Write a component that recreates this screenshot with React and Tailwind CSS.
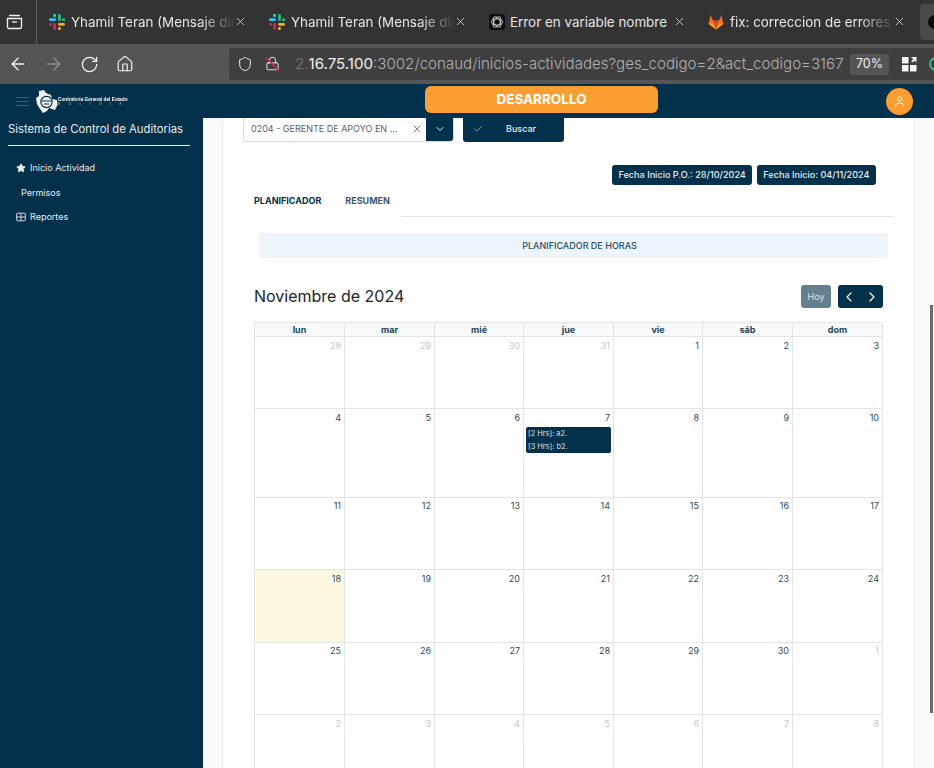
import React from "react";
import { ArrowLeft, ArrowRight, RotateCw, Home, Shield, Lock, X, ChevronDown, ChevronLeft, ChevronRight, Check, Star, User } from "lucide-react";

const Slack = () => (
  <svg width="16" height="16" viewBox="0 0 16 16" className="shrink-0">
    <rect x="0" y="4.2" width="7" height="2.9" rx="1.45" fill="#36C5F0" />
    <rect x="4.1" y="0" width="2.9" height="2.9" rx="1.2" fill="#36C5F0" />
    <rect x="9" y="0" width="2.9" height="7.1" rx="1.45" fill="#2EB67D" />
    <rect x="13.1" y="4.2" width="2.9" height="2.9" rx="1.2" fill="#2EB67D" />
    <rect x="9" y="8.9" width="7" height="2.9" rx="1.45" fill="#ECB22E" />
    <rect x="9" y="13.1" width="2.9" height="2.9" rx="1.2" fill="#ECB22E" />
    <rect x="4.1" y="8.9" width="2.9" height="7.1" rx="1.45" fill="#E01E5A" />
    <rect x="0" y="8.9" width="2.9" height="2.9" rx="1.2" fill="#E01E5A" />
  </svg>
);

const Gpt = () => (
  <svg width="16" height="16" viewBox="0 0 16 16" className="-mr-[1px] shrink-0">
    <rect width="16" height="16" rx="3" fill="#0d0d0d" />
    <g fill="none" stroke="#e8e8e8" strokeWidth="0.8">
      <ellipse cx="8" cy="8" rx="5.8" ry="3.1" />
      <ellipse cx="8" cy="8" rx="5.8" ry="3.1" transform="rotate(60 8 8)" />
      <ellipse cx="8" cy="8" rx="5.8" ry="3.1" transform="rotate(120 8 8)" />
    </g>
  </svg>
);

const Gitlab = () => (
  <svg width="16" height="16" viewBox="0 0 17 16" className="-ml-[1px] shrink-0">
    <polygon points="8.5,16 0.6,9.8 2.8,0.6 5.4,6.6 11.6,6.6 14.2,0.6 16.4,9.8" fill="#FC6D26" />
    <polygon points="8.5,16 5.4,6.6 11.6,6.6" fill="#E24329" />
    <polygon points="8.5,16 0.6,9.8 5.4,9.8" fill="#FCA326" />
    <polygon points="8.5,16 16.4,9.8 11.6,9.8" fill="#FCA326" />
  </svg>
);

const Tab = ({ icon, title, fade }) => (
  <div className="flex w-[220px] shrink-0 items-center pl-[12px] pr-[2px]">
    {icon}
    <span className={`ml-[6px] w-[165px] shrink-0 overflow-hidden whitespace-nowrap text-[13.4px] text-[#e6e6e6] ${fade ? "[mask-image:linear-gradient(to_right,black_78%,transparent)]" : ""}`}>{title}</span>
    <X size={13} strokeWidth={1.4} className="-ml-[2px] shrink-0 text-[#e8e8e8]" />
  </div>
);

const Logo = () => (
  <svg width="22" height="23" viewBox="0 0 22 23" className="shrink-0">
    <polygon points="3,1 8,0 10,3 15,5 16,9 21,10 21.5,15 19,20 13,18 11,21 7,23 4,19 1,14 0,8 3,6" fill="#f2f2f2" />
    <circle cx="10.5" cy="12" r="5.6" fill="none" stroke="#03304a" strokeWidth="1.2" />
    <path d="M6 11h9M8 14h5" stroke="#03304a" strokeWidth="1" />
  </svg>
);

const weeks = [
  { h: "h-[72px]", days: [[28, 1], [29, 1], [30, 1], [31, 1], [1], [2], [3]] },
  { h: "h-[89px]", days: [[4], [5], [6], [7, 0, 1], [8], [9], [10]] },
  { h: "h-[72px]", days: [[11], [12], [13], [14], [15], [16], [17]] },
  { h: "h-[73px]", days: [[18, 0, 0, 1], [19], [20], [21], [22], [23], [24]] },
  { h: "h-[72px]", days: [[25], [26], [27], [28], [29], [30], [1, 1]] },
  { h: "h-[72px]", days: [[2, 1], [3, 1], [4, 1], [5, 1], [6, 1], [7, 1], [8, 1]] },
];

const heads = ["lun", "mar", "mié", "jue", "vie", "sáb", "dom"];
const cols = "grid grid-cols-[90px_90px_89px_90px_89px_90px_90px]";

export default function App() {
  return (
    <div className="flex h-[768px] w-[934px] flex-col overflow-hidden bg-[#f8f9fa] font-['Inter',sans-serif]">
      {/* Tab strip */}
      <div className="flex h-[44px] shrink-0 items-center bg-[#333333]">
        <div className="flex h-full w-[37px] shrink-0 items-center justify-center border-r border-[#5c5c5c]">
          <svg width="17" height="16" viewBox="0 0 17 16" fill="none" stroke="#f0f0f0" strokeWidth="1.3" className="-ml-[8px]">
            <path d="M3 1.5h11M1.5 4.5h14v8.5a1.5 1.5 0 0 1-1.5 1.5H3A1.5 1.5 0 0 1 1.5 13z" />
            <path d="M6 8h5" />
          </svg>
        </div>
        <Tab icon={<Slack />} title="Yhamil Teran (Mensaje directo)" fade />
        <Tab icon={<Slack />} title="Yhamil Teran (Mensaje directo)" fade />
        <Tab icon={<Gpt />} title="Error en variable nombre" />
        <Tab icon={<Gitlab />} title="fix: correccion de errores en" fade />
        <div className="ml-[3px] flex h-[36px] flex-1 items-center self-center rounded-l-[4px] bg-[#4a4a4a] pl-[8px]">
          <div className="h-[14px] w-[14px] shrink-0 rounded-full bg-[#0d0d0d]" />
        </div>
      </div>

      {/* Toolbar */}
      <div className="flex h-[40px] shrink-0 items-center bg-[#555555]">
        <ArrowLeft size={20} strokeWidth={1.6} className="ml-[8px] shrink-0 text-[#f2f2f2]" />
        <ArrowRight size={20} strokeWidth={1.6} className="ml-[16px] shrink-0 text-[#8e8e8e]" />
        <RotateCw size={19} strokeWidth={1.6} className="ml-[16px] shrink-0 text-[#f2f2f2]" />
        <Home size={18} strokeWidth={1.6} className="ml-[17px] shrink-0 text-[#f2f2f2]" />
        <div className="ml-[95px] flex h-[32px] flex-1 items-center rounded-l-[4px] bg-[#3f3f3f]">
          <Shield size={16} strokeWidth={1.5} className="ml-[8px] shrink-0 text-[#efefef]" />
          <div className="relative ml-[12px] h-[16px] w-[16px] shrink-0">
            <Lock size={15} strokeWidth={1.5} className="text-[#efefef]" />
            <svg width="16" height="16" viewBox="0 0 16 16" className="absolute left-0 top-0">
              <path d="M1 1.5l13 13.5" stroke="#e22850" strokeWidth="1.3" />
            </svg>
          </div>
          <span className="ml-[14px] w-[553px] shrink-0 whitespace-nowrap pt-[1px] text-[15.1px] font-light text-[#b0b0b0]">
            <span className="text-[#777777]">2.</span>
            <span className="font-normal text-[#f0f0f0]">16.75.100</span>
            :3002/conaud/inicios-actividades?ges_codigo=2&amp;act_codigo=3167
          </span>
          <span className="ml-[2px] flex h-[21px] w-[39px] shrink-0 items-center justify-center rounded-[3px] bg-[#555555] text-[12.5px] text-[#f0f0f0]">70%</span>
          <svg width="15" height="15" viewBox="0 0 15 15" className="ml-[13px] shrink-0" fill="#f5f5f5">
            <rect x="0" y="0" width="6.5" height="6.5" />
            <rect x="0" y="8" width="6.5" height="6.5" />
            <rect x="8" y="8" width="6.5" height="6.5" />
            <path d="M9 0h5.5v5.5l-2-2-2 2-1.2-1.2 2-2z" />
          </svg>
          <div className="ml-[12px] h-[14px] w-[14px] shrink-0 rounded-full border-2 border-[#3fb58a]" />
        </div>
      </div>

      {/* App header */}
      <div className="flex h-[34px] shrink-0 items-center bg-[#03304a]">
        <div className="ml-[16px] flex w-[13px] flex-col gap-[3px]">
          <span className="h-[1px] bg-[#3d5d70]" />
          <span className="h-[1px] bg-[#3d5d70]" />
          <span className="h-[1px] bg-[#3d5d70]" />
        </div>
        <div className="ml-[7px]"><Logo /></div>
        <div className="flex w-[73px] flex-col leading-none text-white">
          <span className="origin-left scale-x-[0.79] whitespace-nowrap font-['Liberation_Sans',sans-serif] text-[6px] font-bold">Contraloria General del Estado</span>
          <span className="mt-[1px] text-[3.2px] tracking-[8.5px] text-[#c8d2d8]">BOLIVIA</span>
        </div>
        <div className="ml-[294px] flex h-[27px] w-[233px] items-center justify-center rounded-[6px] bg-[#fb9e31] text-[13.5px] font-bold text-white -translate-y-[2px]">DESARROLLO</div>
        <div className="ml-[228px] flex h-[27px] w-[27px] items-center justify-center rounded-full bg-[#fb9e31]">
          <User size={13} strokeWidth={1.6} className="text-white" />
        </div>
      </div>

      {/* Body */}
      <div className="flex min-h-0 flex-1">
        <aside className="w-[203px] shrink-0 bg-[#03304a] text-[#e8edf0]">
          <div className="ml-[8px] mr-[13px] border-b border-[#e8edf0] pb-[5px] text-[11.3px] leading-[22px]">Sistema de Control de Auditorias</div>
          <nav className="mt-[13.5px] flex flex-col gap-[7.5px] text-[9px]">
            <div className="flex h-[17px] items-center pl-[16px]">
              <Star size={10} className="fill-[#e8edf0]" />
              <span className="ml-[4px]">Inicio Actividad</span>
            </div>
            <div className="flex h-[17px] items-center pl-[21px]">Permisos</div>
            <div className="flex h-[17px] items-center pl-[16px]">
              <svg width="10" height="10" viewBox="0 0 10 10" fill="none" stroke="currentColor" strokeWidth="0.9">
                <rect x="0.7" y="1.2" width="8.6" height="7.6" rx="0.8" />
                <path d="M0.7 5h8.6M5 1.2v7.6" />
              </svg>
              <span className="ml-[4px]">Reportes</span>
            </div>
          </nav>
        </aside>

        <main className="relative min-w-0 flex-1 pl-[19px]">
          <div className="h-full w-[693px] border-x border-[#eeeff1] bg-white pl-[20px]">
            {/* Filter */}
            <div className="flex h-[24px] items-start">
              <div className="flex h-[24px] w-[211px] overflow-hidden rounded-b-[4px] border border-t-0 border-[#d8dadd]">
                <div className="flex flex-1 items-center bg-white pb-[2px] pl-[7px] text-[9px] text-[#5a5f66]">
                  <span className="whitespace-nowrap">0204 - GERENTE DE APOYO EN ...</span>
                  <X size={12} strokeWidth={1.4} className="ml-auto mr-[3px] text-[#4a5568]" />
                </div>
                <div className="flex w-[27px] items-center justify-center bg-[#03304a] pb-[2px]">
                  <ChevronDown size={12} className="text-[#e8edf0]" />
                </div>
              </div>
              <div className="ml-[9px] flex h-[24px] w-[101px] items-center rounded-b-[3px] bg-[#03304a] pb-[2px] pl-[10px] text-[9px] font-medium text-[#e8edf0]">
                <Check size={10} strokeWidth={1.4} />
                <span className="ml-[23px]">Buscar</span>
              </div>
            </div>

            {/* Dates */}
            <div className="mt-[23px] flex h-[20px] justify-end gap-[5px] pr-[38px] text-[9.1px] font-medium text-[#e8edf0]">
              <span className="flex items-center whitespace-nowrap rounded-[3px] bg-[#03304a] px-[6px]">Fecha Inicio P.O.: 28/10/2024</span>
              <span className="flex items-center whitespace-nowrap rounded-[3px] bg-[#03304a] px-[6.5px]">Fecha Inicio: 04/11/2024</span>
            </div>

            {/* Tabs */}
            <div className="ml-[11px] mr-[20px] mt-[7px] flex h-[25px] items-start">
              <div className="flex h-[25px] items-center pb-[8px] text-[9px] font-bold">
                <span className="text-[#03304a]">PLANIFICADOR</span>
                <span className="ml-[24px] w-[56px] text-[#3c5568]">RESUMEN</span>
              </div>
              <div className="h-[25px] flex-1 border-b border-[#e3e5e8]" />
            </div>

            {/* Banner */}
            <div className="ml-[16px] mr-[26px] mt-[16px] flex h-[25px] items-center justify-center rounded-[3px] bg-[#eef4fc] pl-[12px] text-[9px] font-medium text-[#1f5066]">
              PLANIFICADOR DE HORAS
            </div>

            {/* Calendar toolbar */}
            <div className="ml-[11px] mr-[31px] mt-[27px] flex h-[23px] items-center justify-between">
              <h2 className="pb-[2px] text-[16px] font-normal text-[#212529]">Noviembre de 2024</h2>
              <div className="flex gap-[7px]">
                <div className="flex h-[23px] w-[30px] items-center justify-center rounded-[3px] bg-[#67808f] text-[9px] text-[#dfe5e9]">Hoy</div>
                <div className="flex h-[23px] w-[45px] items-center justify-around rounded-[3px] bg-[#03304a] text-white">
                  <ChevronLeft size={16} strokeWidth={1.8} />
                  <ChevronRight size={16} strokeWidth={1.8} />
                </div>
              </div>
            </div>

            {/* Calendar */}
            <div className="ml-[11px] mt-[14px] w-[629px] border-l border-t border-[#e3e5e8]">
              <div className={`${cols} h-[14px] bg-[#f8f9fa]`}>
                {heads.map((d) => (
                  <div key={d} className="flex items-center justify-center border-b border-r border-[#e3e5e8] text-[9px] font-bold leading-none text-[#1f4559]">{d}</div>
                ))}
              </div>
              {weeks.map((w, i) => (
                <div key={i} className={`${cols} ${w.h}`}>
                  {w.days.map(([n, muted, events, today], j) => (
                    <div key={j} className={`border-b border-r border-[#e3e5e8] ${i === 2 || i === 4 ? "pt-[2px]" : "pt-[3px]"} ${today ? "bg-[#fff8e1]" : ""}`}>
                      <div className={`pr-[3px] text-right text-[9px] leading-[12px] ${muted ? "text-[#c2c9ce]" : "text-[#2f4a5a]"}`}>{n}</div>
                      {events ? (
                        <div className="ml-[2px] mr-[2px] mt-[3px] flex flex-col rounded-[2px] bg-[#03304a] text-[7.4px] text-[#dbe3e8]">
                          <div className="flex h-[13px] items-center pl-[2px]">[2 Hrs]: a2.</div>
                          <div className="flex h-[13px] items-center pl-[2px]">[3 Hrs]: b2.</div>
                        </div>
                      ) : null}
                    </div>
                  ))}
                </div>
              ))}
            </div>
          </div>
          <div className="absolute right-[1px] top-[187px] h-[408px] w-[3px] bg-[#6b6b6b]" />
        </main>
      </div>
    </div>
  );
}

■ **WHAT THE TASK REQUIRES**: Please quote the lines of the material, beginning with the first and ending with the one that contains "Check, Star, User", exactly as written and without any pictures.

■ **IN RESPONSE**:
Write a component that recreates this screenshot with React and Tailwind CSS.
import React from "react";
import { ArrowLeft, ArrowRight, RotateCw, Home, Shield, Lock, X, ChevronDown, ChevronLeft, ChevronRight, Check, Star, User } from "lucide-react";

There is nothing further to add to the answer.